Dr. M. Elizabeth Stroupe BIOLOGICAL SCIENCE
FACULTY MEMBER

Dr. M. Elizabeth Stroupe

Office: 202 Kasha Laboratory Building
Office: (850) 645-9318
Lab: 218 Kasha Laboratory Building
Lab: (850) 645-9319
Fax: (850) 644-2259
Mail code: 4380
E-mail: mestroupe@bio.fsu.edu

Laboratory Home Page

Assistant Professor;
Ph.D., Scripps Research Institute, 2002

POSITIONS AVAILABLE for graduate and undergraduate students (starting in fall of 2009).

Research and Professional Interests:

What is the relationship between a molecule's structure and its activity in the cell? I am interested in understanding the structure-function relationships driving two pathways: mRNA metabolism and sulfur metabolism. I use x-ray crystallography and single-particle cryogenic electron microscopy (cryo-EM) to probe across resolutions, so that I can link atomic-resolution details, macromolecular assemblies, and cellular activity.

As a precursor messenger RNA (mRNA) is transcribed, it is also processed. A 5' cap is added, noncoding regions are excised, and a polyadenylate tail is added. Together, the processed mRNA and its protein complement make up the messenger ribonucleoprotein particle (mRNP), which determines what happens to that transcript. In some cases, it is translated immediately upon nuclear export. In others, misspliced RNAs are degraded.

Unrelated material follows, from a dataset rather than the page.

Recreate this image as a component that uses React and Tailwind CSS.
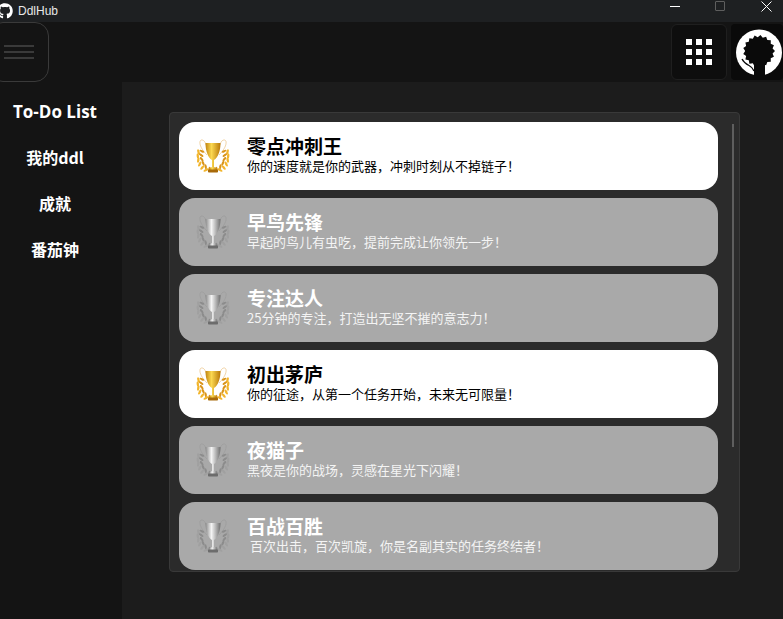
import React from "react";
import { FaGithub } from "react-icons/fa";

const achievements = [
  { t: "零点冲刺王", d: "你的速度就是你的武器，冲刺时刻从不掉链子！", on: true },
  { t: "早鸟先锋", d: "早起的鸟儿有虫吃，提前完成让你领先一步！" },
  { t: "专注达人", d: "25分钟的专注，打造出无坚不摧的意志力！" },
  { t: "初出茅庐", d: "你的征途，从第一个任务开始，未来无可限量！", on: true },
  { t: "夜猫子", d: "黑夜是你的战场，灵感在星光下闪耀！" },
  { t: "百战百胜", d: "\u00a0百次出击，百次凯旋，你是名副其实的任务终结者！" },
];

function Trophy({ on }) {
  const id = on ? "g" : "s";
  const leaf = on ? "#f2b52c" : "#a0a0a0";
  const leafDark = on ? "#d9941a" : "#8c8c8c";
  const stroke = on ? "#e0a850" : "#979797";
  const pts = [
    [2.5, 14, 75], [1.8, 18, 85], [2.3, 22, 100], [3.8, 26, 115], [6.3, 29.5, 130], [10, 32, 150],
  ];
  return (
    <svg width="34" height="36" viewBox="0 0 34 36" className="shrink-0">
      <defs>
        <linearGradient id={id} x1="0" x2="1" y1="0" y2="0">
          <stop offset="0" stopColor={on ? "#c08410" : "#8a8a8a"} />
          <stop offset="0.4" stopColor={on ? "#fbd850" : "#f4f4f4"} />
          <stop offset="1" stopColor={on ? "#b87808" : "#707070"} />
        </linearGradient>
      </defs>
      <path d="M10 7C9 2 5 0.500 4 3.500C3.300 7 6 12 11 17" fill="none" stroke={stroke} strokeWidth="0.5" />
      <path d="M24 7C25 2 29 0.500 30 3.500C30.700 7 28 12 23 17" fill="none" stroke={stroke} strokeWidth="0.5" />
      {pts.map(([x, y, r], i) => (
        <g key={i}>
          <ellipse cx={x} cy={y} rx="2.800" ry="1.200" fill={leaf} transform={`rotate(${r} ${x} ${y})`} />
          <ellipse cx={x + 3.400} cy={y - 0.800} rx="2.600" ry="1.100" fill={leafDark} transform={`rotate(${r - 50} ${x + 3.400} ${y - 0.800})`} />
          <ellipse cx={34 - x} cy={y} rx="2.800" ry="1.200" fill={leaf} transform={`rotate(${-r} ${34 - x} ${y})`} />
          <ellipse cx={30.600 - x} cy={y - 0.800} rx="2.600" ry="1.100" fill={leafDark} transform={`rotate(${50 - r} ${30.600 - x} ${y - 0.800})`} />
        </g>
      ))}
      <path d="M9.500 5H24.500C24.500 13 22 19.500 18 22V29H16V22C12 19.500 9.500 13 9.500 5Z" fill={`url(#${id})`} />
      <path d="M13 32C13 30 15 29 17 29C19 29 21 30 21 32Z" fill={`url(#${id})`} />
      <rect x="12" y="31.500" width="10" height="3" rx="0.800" fill={on ? "#a86a0a" : "#6c6c6c"} />
    </svg>
  );
}

function crownPath() {
  const n = 34;
  let d = "";
  for (let i = 0; i < n; i++) {
    const a = (i / n) * Math.PI * 2;
    const r = i % 2 ? 13.8 : 16;
    d += `${i ? "L" : "M"}${(23 + Math.cos(a) * r).toFixed(2)} ${(22 + Math.sin(a) * r).toFixed(2)}`;
  }
  return d + "Z";
}

function Avatar() {
  return (
    <svg width="46" height="47" viewBox="0 0 46 47">
      <circle cx="23" cy="23.500" r="23" fill="#fff" />
      <path d={crownPath()} fill="#0a0a0a" />
      <path d="M18 32H29V47H18Z" fill="#0a0a0a" />
      <path d="M6 30C8 34 10 35 13 36.500C15 37.500 17 39 18 42" fill="none" stroke="#0a0a0a" strokeWidth="1.300" />
    </svg>
  );
}

export default function App() {
  return (
    <div className="w-[783px] h-[619px] overflow-hidden flex flex-col bg-[#1c1c1c] text-white" style={{ fontFamily: '"Noto Sans CJK SC", "Liberation Sans", sans-serif' }}>
      <div className="h-[22px] shrink-0 bg-[#1e2022] flex items-center overflow-hidden">
        <FaGithub className="ml-[-3px] text-[16px] text-white" />
        <span className="ml-[5px] text-[12px] text-[#e8e8e8]" style={{ fontFamily: '"Liberation Sans", sans-serif' }}>DdlHub</span>
        <div className="ml-auto mr-[-6px] self-start h-[12px] flex items-center">
          <div className="w-[46px] flex justify-center pl-[2px]"><div className="w-[10px] h-px bg-white" /></div>
          <div className="w-[46px] flex justify-center"><div className="w-[10px] h-[10px] border border-[#5e5e5e] rounded-[1px]" /></div>
          <div className="w-[46px] flex justify-center">
            <svg width="11" height="11" viewBox="0 0 11 11"><path d="M0.500 0.500L10.500 10.500M10.500 0.500L0.500 10.500" stroke="#fff" strokeWidth="1" /></svg>
          </div>
        </div>
      </div>
      <div className="h-[60px] shrink-0 bg-[#141414] flex items-center">
        <div className="w-[60px] h-[60px] ml-[-11px] rounded-[14px] border border-[#3a3a3a] flex flex-col items-center justify-center gap-[4px]">
          <div className="w-[30px] h-[2px] bg-[#3a3a3a]" />
          <div className="w-[30px] h-[2px] bg-[#3a3a3a]" />
          <div className="w-[30px] h-[2px] bg-[#3a3a3a]" />
        </div>
        <div className="ml-auto w-[56px] h-[56px] rounded-[6px] border border-[#1f1f1f] bg-[#0e0e0e] grid grid-cols-3 gap-[4px] content-center justify-center px-[14px]">
          {Array.from({ length: 9 }).map((_, i) => <div key={i} className="w-[6px] h-[6px] bg-white justify-self-center" />)}
        </div>
        <div className="ml-[4px] w-[52px] h-[56px] rounded-[4px] bg-[#0a0a0a] flex items-center justify-center pl-[4px] overflow-hidden">
          <Avatar />
        </div>
      </div>
      <div className="flex-1 flex min-h-0">
        <nav className="w-[122px] shrink-0 bg-[#141414] flex flex-col items-center pt-[19px] gap-[24px] pr-[12px] text-[16px] font-bold leading-[22px]">
          <span className="text-[17px] mb-[-1px]" style={{ fontFamily: '"Open Sans", "Noto Sans CJK SC", sans-serif' }}>To-Do List</span>
          <span>我的ddl</span>
          <span>成就</span>
          <span>番茄钟</span>
        </nav>
        <main className="flex-1 pl-[47px] pt-[30px]">
          <div className="relative w-[571px] h-[460px] bg-[#2b2b2b] border border-[#393939] rounded-[4px] overflow-hidden pl-[9px] pt-[9px] flex flex-col gap-[8px]">
            {achievements.map((a) => (
              <div key={a.t} className={`w-[539px] h-[68px] shrink-0 rounded-[16px] flex items-center pl-[17px] ${a.on ? "bg-white text-black" : "bg-[#a9a9a9] text-white"}`}>
                <Trophy on={a.on} />
                <div className="ml-[17px] flex flex-col">
                  <span className="text-[19px] font-bold leading-[20px]">{a.t}</span>
                  <span className={`text-[13px] leading-[20px] ${a.on ? "text-black" : "text-[#f4f4f4]"}`}>{a.d}</span>
                </div>
              </div>
            ))}
            <div className="absolute top-[11px] right-[5px] w-[2px] h-[323px] bg-[#5e5e5e]" />
          </div>
        </main>
      </div>
    </div>
  );
}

Sometimes, the message is silenced, and the mRNA is localized before the protein is translated. The mRNP's structure is unknown, so we do not understand the relationship between that structure and its evolution through the cell. I am developing new approaches to determining the structures of these challenging molecules.

Bacteria and plants can reduce inorganic sulfur for incorporation into organic molecules; higher eukaryotes, like human beings, cannot. One step along this sulfur-assimilation pathway, the six-electron reduction of sulfite to sulfide, is performed by an enzyme called sulfite reductase, which consists of a reductase that binds flavin cofactors (called sulfite reductase flavoprotein) and a hemoprotein that binds iron-rich cofactors (called the sulfite reductase hemoprotein). We know the atomic-resolution structure of each component but not how they fit together to move six electrons from solution to the substrate. Using a combination of x-ray crystallography and cryo-EM, I am dissecting the molecular interactions important for this chemical reaction.

Selected Publications:

Stroupe, M. E., C. Xu, B. J. Goode, and N. Grigorieff. 2009. Actin filament labels for localizing protein components in large complexes viewed by electron microscopy. RNA 15:244-248.

Sache, C., J. Z. Chen, P. D. Coureux, M. E. Stroupe, M. Fändrich, and N. Grigorieff. 2007. High-resoluion electron microscopy of helical specimens: a fresh look at tobacco mosaic virus. Journal of Molecular Biology 3:812-835.

Stroupe, M. E., T. Ø. Tange, D. R. Thomas, M. J. Moore, and N. Grigorieff. 2006. The three dimensional architecture of the EJC core. Journal of Molecular Biology 4:743-749.

Shibuya, T., T. Ø. Tange, M. E. Stroupe, and M. J. Moore. 2006. Mutational analysis of human eIF4AIII identifies regions necessary for exon junction complex formation and nonsense-mediated mRNA decay. RNA 3:360-374.

Stroupe, M. E., and E. D. Getzoff. 2005. The role of siroheme in sulfite and nitrite reductases. Pages 373-387 in Tetrapyrroles: Their Birth, Life, and Death., M. J. Warren and A. Smith, eds. Landes Bioscience, New York.

Greenleaf, W. B., J. J. Perry, A. S. Hearn, D. E. Cabelli, J. R. Lepock, M. E. Stroupe, J. A. Tainer, and D. S. Silverman. 2004. Role of hydrogen bonding in the active site of human manganese superoxide dismutase. Biochemistry 22:7038-7045.

Vevodova, J., R. M. Graham, E. Raux, H. L. Schubert, D. I. Roper, A. A. Brindley, A. Ian Scott, C. A. Roessner, N. P. Stamford, M. E. Stroupe, E. D. Getzoff, M. J. Warren, and K. S. Wilson. 2004. Structure/function studies on a S-adenosyl-L-methionine-dependent uroporphyrinogen III C methyltransferase (SUMT), a key regulatory enzyme of tetrapyrrole biosynthesis. Journal of Molecular Biology 2:419-433.

Stroupe, M. E., H. K. Leech, D. S. Daniels, M. J. Warren, and E. D. Getzoff. 2003. CysG structure reveals tetrapyrrole-binding features and novel regulation of siroheme biosynthesis. Nature Structural Biology 10:1064-1073.